9. Summary Checklist

• Know the orders of magnitude for L1, RAM, SSD, and Network. Mnemonic: “L-R-S-N” — “Lazy Rabbits Seek Naps” — each 1000x slower than the last.
• Use Powers of 2 for easy mental math. Key anchor: 2¹⁰ ≈ 10³.
• The QPS Shortcut: 1M req/day ÷ 86,400 sec ≈ 12 QPS. Memorize 86,400 (seconds in a day).
• Always design for Peak QPS (Average × 5).
• Verify if the total dataset fits in RAM to maximize performance. The 80/20 Rule: cache the hot 20%.
• Translate technical storage (PB) into business costs ($$$) to impress interviewers.
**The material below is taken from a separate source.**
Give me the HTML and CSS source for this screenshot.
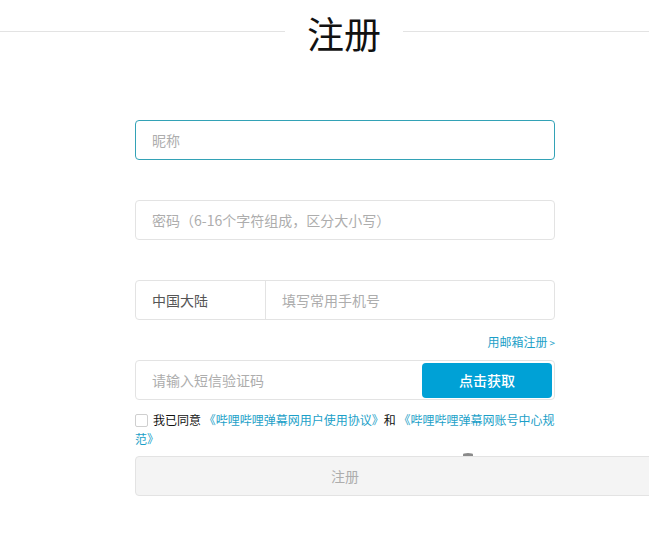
FILE: index.html
```html
<!DOCTYPE html>
<html lang="zh-CN">
<head>
<meta charset="utf-8">
<title>注册</title>
<link rel="stylesheet" href="styles.css">
</head>
<body>
<header class="head">
  <span class="line line-left"></span>
  <h1 class="title">注册</h1>
  <span class="line line-right"></span>
</header>
<form class="form">
  <div class="field focus"><input class="text" type="text" placeholder="昵称"></div>
  <div class="field"><input class="text" type="password" placeholder="密码（6-16个字符组成，区分大小写）"></div>
  <div class="field phone">
    <div class="region">中国大陆</div>
    <input class="text" type="text" placeholder="填写常用手机号">
  </div>
  <div class="alt"><a class="alt-link">用邮箱注册<span class="gt">&gt;</span></a></div>
  <div class="field sms">
    <input class="text" type="text" placeholder="请输入短信验证码">
    <button class="get" type="button">点击获取</button>
  </div>
  <p class="agree"><span class="box"></span>我已同意 <a class="link">《哔哩哔哩弹幕网用户使用协议》</a>和 <a class="link">《哔哩哔哩弹幕网账号中心规范》</a></p>
  <div class="submit-wrap">
    <span class="dot"></span>
    <button class="submit" type="button">注册</button>
  </div>
</form>
</body>
</html>
```
FILE: styles.css
```css
html, body {
  margin: 0;
  padding: 0;
  background: #fff;
  overflow: hidden;
}
body {
  width: 649px;
  height: 539px;
  font-family: "Noto Sans CJK SC", "Microsoft YaHei", sans-serif;
  color: #222;
}
.head {
  display: flex;
  align-items: center;
  height: 62px;
}
.line {
  height: 1px;
  background: #e3e3e3;
}
.line-left {
  width: 285px;
  flex: none;
}
.line-right {
  flex: 1;
}
.title {
  margin: 0;
  width: 118px;
  text-align: center;
  font-size: 37px;
  font-weight: 400;
  line-height: 62px;
  color: #111;
  position: relative;
  top: 2px;
}
.form {
  margin: 58px 0 0 135px;
  width: 420px;
}
.field {
  box-sizing: border-box;
  height: 40px;
  border: 1px solid #e3e3e3;
  border-radius: 4px;
  display: flex;
  align-items: center;
  margin-bottom: 40px;
  background: #fff;
}
.field.focus {
  border-color: #33a2b6;
}
.text {
  flex: 1;
  min-width: 0;
  height: 100%;
  border: 0;
  outline: 0;
  background: transparent;
  padding: 0 0 0 16px;
  font-family: "Noto Sans CJK SC", sans-serif;
  font-size: 14px;
  color: #333;
}
.text::placeholder {
  color: #adadad;
}
.phone {
  margin-bottom: 10px;
}
.region {
  width: 130px;
  height: 100%;
  box-sizing: border-box;
  border-right: 1px solid #e3e3e3;
  padding-left: 16px;
  display: flex;
  align-items: center;
  font-size: 14px;
  color: #555;
}
.alt {
  text-align: right;
  height: 20px;
  line-height: 20px;
  margin-bottom: 10px;
}
.alt-link {
  font-size: 12px;
  color: #1c9fc8;
}
.gt {
  font-size: 10px;
  margin-left: 2px;
}
.sms {
  margin-bottom: 10px;
}
.get {
  width: 130px;
  height: 35px;
  margin-right: 2px;
  border: 0;
  border-radius: 4px;
  background: #00a1d6;
  color: #fff;
  font-family: "Noto Sans CJK SC", sans-serif;
  font-size: 14px;
  font-weight: 500;
}
.agree {
  margin: 0 0 8px;
  font-size: 12px;
  line-height: 19px;
  color: #111;
}
.box {
  display: inline-block;
  box-sizing: border-box;
  width: 13px;
  height: 13px;
  border: 1px solid #cfcfcf;
  border-radius: 2px;
  vertical-align: -2px;
  margin-right: 5px;
  background: #fff;
}
.link {
  color: #1c9fc8;
}
.submit-wrap {
  position: relative;
}
.dot {
  position: absolute;
  left: 328px;
  top: -3px;
  width: 10px;
  height: 3px;
  border-radius: 50% 50% 0 0;
  background: #8a8a8a;
}
.submit {
  display: block;
  box-sizing: border-box;
  width: 540px;
  height: 40px;
  padding: 0 120px 0 0;
  border: 1px solid #e3e3e3;
  border-radius: 4px;
  background: #f4f4f4;
  color: #adadad;
  font-family: "Noto Sans CJK SC", sans-serif;
  font-size: 14px;
  text-align: center;
}
```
Staff Engineer Tip: The “86,400 Shortcut”. The single most useful number in system design is 86,400 — the number of seconds in a day. Every estimation starts here. In your interview, say it out loud: “There are roughly 100,000 seconds in a day — let me round to 10⁵ for simplicity.” This instantly converts DAU into QPS: “10 million DAU × 2 actions = 20M requests/day ÷ 10⁵ = 200 QPS.” Interviewers love this because it shows you can reason about scale without a calculator. Practice this conversion until it’s muscle memory.